Every line that includes the word "React" is to be listed.
BEGIN Source data
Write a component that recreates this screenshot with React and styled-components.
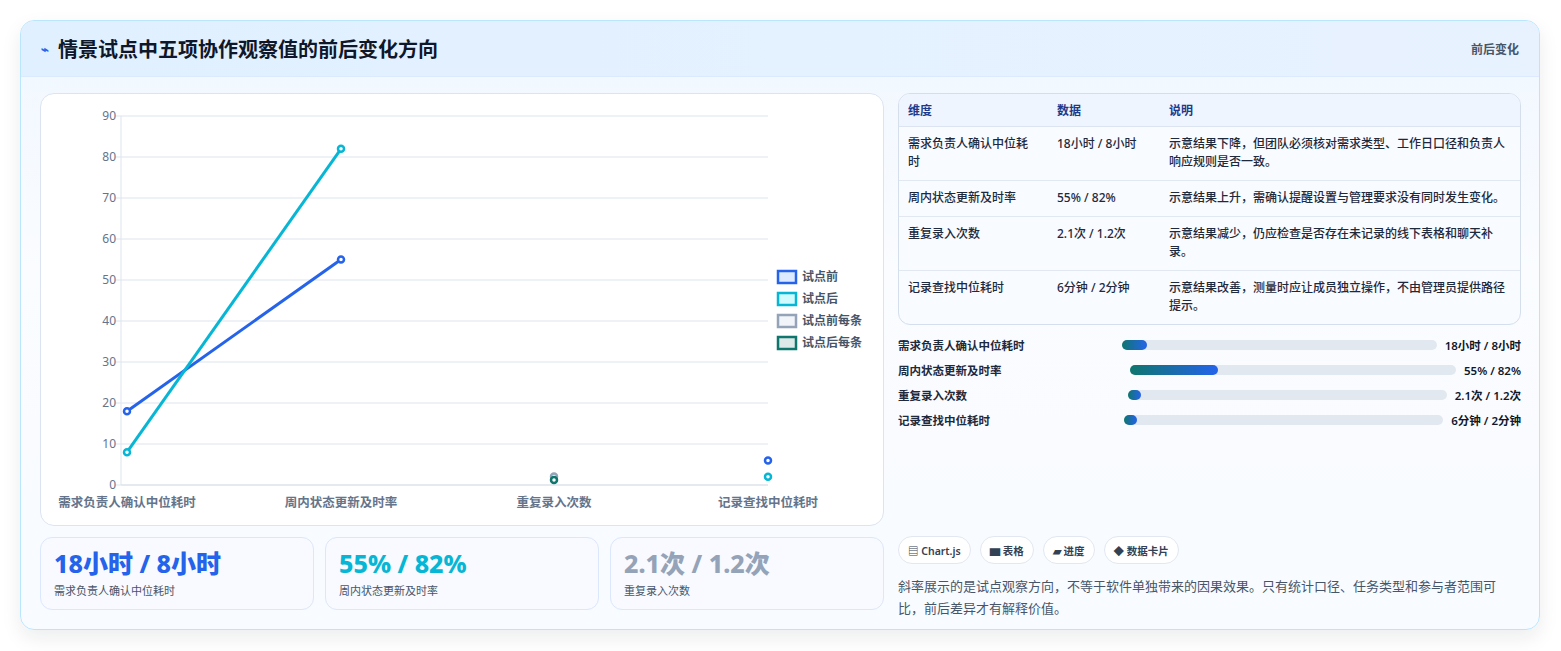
import React from "react";
import styled, { createGlobalStyle } from "styled-components";

const G = createGlobalStyle`
  html,body{margin:0;padding:0;background:#f1f5f9;}
  body{font-family:"Noto Sans","Noto Sans CJK SC",sans-serif;color:#0f172a;}
  *{box-sizing:border-box;}
`;
const Page = styled.div`padding:20px 21px 21px 20px;background:#fff;height:651px;`;
const Card = styled.div`
  border:1px solid #bae6fd;border-radius:14px;overflow:hidden;height:610px;
  background:linear-gradient(180deg,#f0f7ff 0%,#fafcff 40%,#f8fbff 100%);
  box-shadow:0 8px 20px rgba(15,23,42,.08);
`;
const Header = styled.div`
  height:56px;display:flex;align-items:center;justify-content:space-between;
  padding:0 20px 0 20px;background:linear-gradient(90deg,#e0f0ff,#e8f2ff);
  border-bottom:1px solid #dbeafe;
`;
const Title = styled.h1`margin:0;font-size:20px;font-weight:700;color:#0f172a;display:flex;align-items:center;gap:9px;`;
const Bolt = styled.span`color:#2563eb;font-size:13px;`;
const HeadTag = styled.span`font-size:12px;font-weight:600;color:#475569;`;
const Body = styled.div`display:grid;grid-template-columns:844px 623px;gap:14px;padding:16px 19px 0 19px;`;
const Left = styled.div`display:flex;flex-direction:column;gap:11px;`;
const ChartBox = styled.div`height:433px;background:#fff;border:1px solid #dbe4f0;border-radius:14px;`;
const Stats = styled.div`display:grid;grid-template-columns:repeat(3,1fr);gap:11px;`;
const Stat = styled.div`height:73px;border:1px solid #dbe7fb;border-radius:12px;background:#f8faff;padding:10px 13px;`;
const StatVal = styled.div`font-size:25px;font-weight:800;line-height:30px;color:${p=>p.c};`;
const StatLab = styled.div`font-size:11px;color:#475569;margin-top:4px;`;
const Right = styled.div`display:flex;flex-direction:column;`;
const Table = styled.table`
  width:100%;border-collapse:separate;border-spacing:0;border:1px solid #d5dfec;border-radius:12px;overflow:hidden;
  font-size:12px;background:#f8fbff;table-layout:fixed;
  th{background:#eef5ff;color:#1e3a8a;font-weight:600;text-align:left;padding:0 9px;height:33px;border-bottom:1px solid #dbe4f0;}
  td{padding:8px 9px 9px;color:#1e293b;line-height:18px;vertical-align:top;border-bottom:1px solid #e2e8f0;font-weight:500;}
  tr:last-child td{border-bottom:none;}
`;
const Bars = styled.div`display:flex;flex-direction:column;gap:7px;margin-top:11px;`;
const BarRow = styled.div`display:flex;align-items:center;font-size:11.5px;font-weight:600;height:18px;`;
const BarName = styled.span`width:224px;color:#1e293b;`;
const Track = styled.div`flex:1;height:10px;border-radius:5px;background:#e2e8f0;margin:0 8px 0 ${p=>p.ml}px;position:relative;`;
const Fill = styled.div`height:100%;border-radius:5px;background:linear-gradient(90deg,#0f766e,#2563eb);`;
const BarVal = styled.span`color:#0f172a;white-space:nowrap;`;
const Tags = styled.div`display:flex;gap:9px;margin-top:107px;`;
const Tag = styled.span`height:28px;padding:0 9px;border:1px solid #e2e8f0;border-radius:14px;background:#fff;font-size:10.5px;font-weight:600;color:#334155;display:flex;align-items:center;gap:4px;`;
const Note = styled.p`margin:11px 0 0;font-size:13px;line-height:22px;color:#475569;`;

const y = v => 391 - v * 4.1;
const xs = [86, 300, 513, 727];
const cats = ["需求负责人确认中位耗时","周内状态更新及时率","重复录入次数","记录查找中位耗时"];

function Chart(){
  const grid=[0,10,20,30,40,50,60,70,80,90];
  const leg=[["试点前","#2563eb","#dbeafe"],["试点后","#06b6d4","#cffafe"],["试点前每条","#94a3b8","#f1f5f9"],["试点后每条","#0f766e","#dde9e8"]];
  const dot=(cx,cy,c)=><circle cx={cx} cy={cy} r="3" fill="#fff" stroke={c} strokeWidth="2.5"/>;
  return (
    <svg width="844" height="433" style={{display:"block"}} fontFamily="Noto Sans, Noto Sans CJK SC, sans-serif">
      {grid.map(v=>(
        <g key={v}>
          <line x1="80" x2="727" y1={y(v)} y2={y(v)} stroke={v===0?"#cbd5e1":"#dde5ef"} strokeWidth="1"/>
          <line x1="74" x2="80" y1={y(v)} y2={y(v)} stroke="#dde5ef"/>
          <text x="75" y={y(v)+4} textAnchor="end" fontSize="12" fill="#64748b">{v}</text>
        </g>
      ))}
      <line x1="80" x2="80" y1="22" y2="391" stroke="#dde5ef"/>
      {cats.map((c,i)=><text key={c} x={xs[i]} y="413" textAnchor="middle" fontSize="12.5" fontWeight="600" fill="#64748b">{c}</text>)}
      <line x1={xs[0]} y1={y(18)} x2={xs[1]} y2={y(55)} stroke="#2563eb" strokeWidth="3"/>
      <line x1={xs[0]} y1={y(8)} x2={xs[1]} y2={y(82)} stroke="#06b6d4" strokeWidth="3"/>
      {dot(xs[0],y(18),"#2563eb")}{dot(xs[1],y(55),"#2563eb")}
      {dot(xs[0],y(8),"#06b6d4")}{dot(xs[1],y(82),"#06b6d4")}
      {dot(xs[2],y(2.1),"#94a3b8")}{dot(xs[2],y(1.2),"#0f766e")}
      {dot(xs[3],y(6),"#2563eb")}{dot(xs[3],y(2),"#06b6d4")}
      {leg.map(([t,c,f],i)=>(
        <g key={t}>
          <rect x="737" y={177+i*22} width="18" height="12" fill={f} stroke={c} strokeWidth="2.5"/>
          <text x="761" y={187+i*22} fontSize="12" fontWeight="600" fill="#475569">{t}</text>
        </g>
      ))}
    </svg>
  );
}

const rows=[
  ["需求负责人确认中位耗时","18小时 / 8小时","示意结果下降，但团队必须核对需求类型、工作日口径和负责人响应规则是否一致。"],
  ["周内状态更新及时率","55% / 82%","示意结果上升，需确认提醒设置与管理要求没有同时发生变化。"],
  ["重复录入次数","2.1次 / 1.2次","示意结果减少，仍应检查是否存在未记录的线下表格和聊天补录。"],
  ["记录查找中位耗时","6分钟 / 2分钟","示意结果改善，测量时应让成员独立操作，不由管理员提供路径提示。"],
];
const bars=[["需求负责人确认中位耗时",0,8,"18小时 / 8小时"],["周内状态更新及时率",8,27,"55% / 82%"],["重复录入次数",6,4,"2.1次 / 1.2次"],["记录查找中位耗时",2,4,"6分钟 / 2分钟"]];

export default function App(){
  return (<>
    <G/>
    <Page><Card>
      <Header><Title><Bolt>⌁</Bolt>情景试点中五项协作观察值的前后变化方向</Title><HeadTag>前后变化</HeadTag></Header>
      <Body>
        <Left>
          <ChartBox><Chart/></ChartBox>
          <Stats>
            <Stat><StatVal c="#2563eb">18小时 / 8小时</StatVal><StatLab>需求负责人确认中位耗时</StatLab></Stat>
            <Stat><StatVal c="#06b6d4">55% / 82%</StatVal><StatLab>周内状态更新及时率</StatLab></Stat>
            <Stat><StatVal c="#94a3b8">2.1次 / 1.2次</StatVal><StatLab>重复录入次数</StatLab></Stat>
          </Stats>
        </Left>
        <Right>
          <Table>
            <colgroup><col style={{width:149}}/><col style={{width:112}}/><col/></colgroup>
            <thead><tr><th>维度</th><th>数据</th><th>说明</th></tr></thead>
            <tbody>{rows.map(r=><tr key={r[0]}><td>{r[0]}</td><td>{r[1]}</td><td>{r[2]}</td></tr>)}</tbody>
          </Table>
          <Bars>{bars.map(([n,ml,w,v])=>(
            <BarRow key={n}><BarName>{n}</BarName><Track ml={ml}><Fill style={{width:w+"%"}}/></Track><BarVal>{v}</BarVal></BarRow>
          ))}</Bars>
          <Tags><Tag>▤ Chart.js</Tag><Tag>▆ 表格</Tag><Tag>▰ 进度</Tag><Tag>◆ 数据卡片</Tag></Tags>
          <Note>斜率展示的是试点观察方向，不等于软件单独带来的因果效果。只有统计口径、任务类型和参与者范围可比，前后差异才有解释价值。</Note>
        </Right>
      </Body>
    </Card></Page>
  </>);
}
END Source data
Answer to this task:
Write a component that recreates this screenshot with React and styled-components.
import React from "react";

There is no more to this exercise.